> **Direction**:
Lift out each line of the data that holds "components".

> **Recorded data**:
* * *
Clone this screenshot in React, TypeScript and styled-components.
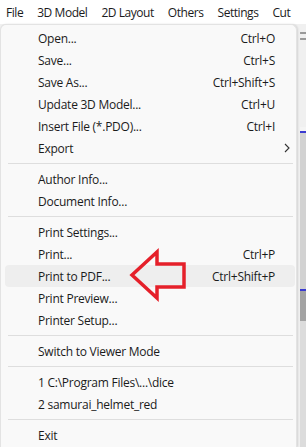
import styled, { createGlobalStyle } from "styled-components";

const GlobalStyle = createGlobalStyle`
    html, body {
        margin: 0;
        padding: 0;
        background: #f0f0f0;
        overflow: hidden;
    }
    body {
        font-family: "Open Sans", "Noto Sans", "Liberation Sans", sans-serif;
        font-size: 12px;
        color: #1b1b1b;
    }
`;

const Page = styled.div`
    width: 306px;
    height: 447px;
    display: flex;
    flex-direction: column;
    position: relative;
    overflow: hidden;
`;

const MenuBar = styled.div`
    height: 24px;
    display: flex;
    align-items: center;
    background: #ffffff;
    padding-left: 1px;
    gap: 14px;
    white-space: nowrap;
`;

const BarItem = styled.span`
    padding: 0 0 0 5px;
    letter-spacing: -0.45px;
    &:not(:first-child) {
        padding-left: 0;
    }
`;

const Body = styled.div`
    flex: 1;
    display: flex;
    min-height: 0;
`;

const Dropdown = styled.div`
    width: 295px;
    background: #f9f9f9;
    border: 1px solid #e3e3e3;
    border-bottom: none;
    border-radius: 6px 6px 0 0;
    box-shadow: 1px 0 2px rgba(0, 0, 0, 0.12);
    padding-top: 2px;
    display: flex;
    flex-direction: column;
`;

const Row = styled.div<{ $hover?: boolean }>`
    height: 22px;
    margin: 0 1px 0 4px;
    padding: 0 0 0 33px;
    display: grid;
    grid-template-columns: 1fr auto 20px;
    align-items: center;
    border-radius: 4px;
    background: ${props => (props.$hover ? "#eeeeee" : "transparent")};
    letter-spacing: -0.25px;
    white-space: nowrap;
`;

const Shortcut = styled.span`
    text-align: right;
`;

const Chevron = styled.span`
    display: flex;
    justify-content: center;
    padding-left: 3px;
`;

const Separator = styled.div`
    height: 1px;
    background: #dedede;
    margin: 4px 3px 4px 7px;
`;

const Side = styled.div`
    flex: 1;
    display: flex;
    flex-direction: column;
    padding-left: 3px;
    padding-top: 8px;
    gap: 4px;
`;

const ToolButton = styled.div<{ $dark?: boolean }>`
    height: 12px;
    border-radius: 3px 0 0 3px;
    background: ${props => (props.$dark ? "#8f8f8f" : "#f4f4f4")};
    border: 1px solid #9a9a9a;
    border-right: none;
`;

const Scroll = styled.div`
    margin-top: 83px;
    flex: 1;
    display: flex;
    flex-direction: column;
`;

const ScrollPart = styled.div<{ $h: string; $bg: string; $edge?: boolean }>`
    height: ${props => props.$h};
    background: ${props => props.$bg};
    border-top: ${props => (props.$edge ? "2px solid #3a3ad0" : "none")};
`;

const ArrowMark = styled.svg`
    position: absolute;
    left: 127px;
    top: 248px;
    width: 64px;
    height: 56px;
    pointer-events: none;
`;

type Item = { label: string; shortcut?: string; sub?: boolean; hover?: boolean } | "sep";

const items: Item[] = [
    { label: "Open...", shortcut: "Ctrl+O" },
    { label: "Save...", shortcut: "Ctrl+S" },
    { label: "Save As...", shortcut: "Ctrl+Shift+S" },
    { label: "Update 3D Model...", shortcut: "Ctrl+U" },
    { label: "Insert File (*.PDO)...", shortcut: "Ctrl+I" },
    { label: "Export", sub: true },
    "sep",
    { label: "Author Info..." },
    { label: "Document Info..." },
    "sep",
    { label: "Print Settings..." },
    { label: "Print...", shortcut: "Ctrl+P" },
    { label: "Print to PDF...", shortcut: "Ctrl+Shift+P", hover: true },
    { label: "Print Preview..." },
    { label: "Printer Setup..." },
    "sep",
    { label: "Switch to Viewer Mode" },
    "sep",
    { label: "1 C:\\Program Files\\...\\dice" },
    { label: "2 samurai_helmet_red" },
    "sep",
    { label: "Exit" },
];

const App = () => {
    return (
        <Page>
            <GlobalStyle />
            <MenuBar>
                {["File", "3D Model", "2D Layout", "Others", "Settings", "Cut"].map(m => (
                    <BarItem key={m}>{m}</BarItem>
                ))}
            </MenuBar>
            <Body>
                <Dropdown>
                    {items.map((it, i) =>
                        it === "sep" ? (
                            <Separator key={i} />
                        ) : (
                            <Row key={i} $hover={it.hover}>
                                <span>{it.label}</span>
                                <Shortcut>{it.shortcut}</Shortcut>
                                <Chevron>
                                    {it.sub && (
                                        <svg width="6" height="10" viewBox="0 0 6 10">
                                            <path d="M1 1 L5 5 L1 9" fill="none" stroke="#333" strokeWidth="1.1" />
                                        </svg>
                                    )}
                                </Chevron>
                            </Row>
                        )
                    )}
                </Dropdown>
                <Side>
                    <ToolButton $dark />
                    <ToolButton />
                    <Scroll>
                        <ScrollPart $h="4px" $bg="#f4f4f4" />
                        <ScrollPart $h="156px" $bg="#d2d2d2" $edge />
                        <ScrollPart $h="30px" $bg="#a3a3a3" $edge />
                        <ScrollPart $h="200px" $bg="#dcdcdc" />
                    </Scroll>
                </Side>
            </Body>
            <ArrowMark viewBox="0 0 64 56">
                <path
                    d="M5 27 L30 4 L30 16 L57 16 L57 39 L30 39 L30 50 Z"
                    fill="none"
                    stroke="#e5202a"
                    strokeWidth="3.5"
                    strokeLinejoin="miter"
                />
            </ArrowMark>
        </Page>
    );
};

export default App;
* * *
> **Task output**:
Clone this screenshot in React, TypeScript and styled-components.
import styled, { createGlobalStyle } from "styled-components";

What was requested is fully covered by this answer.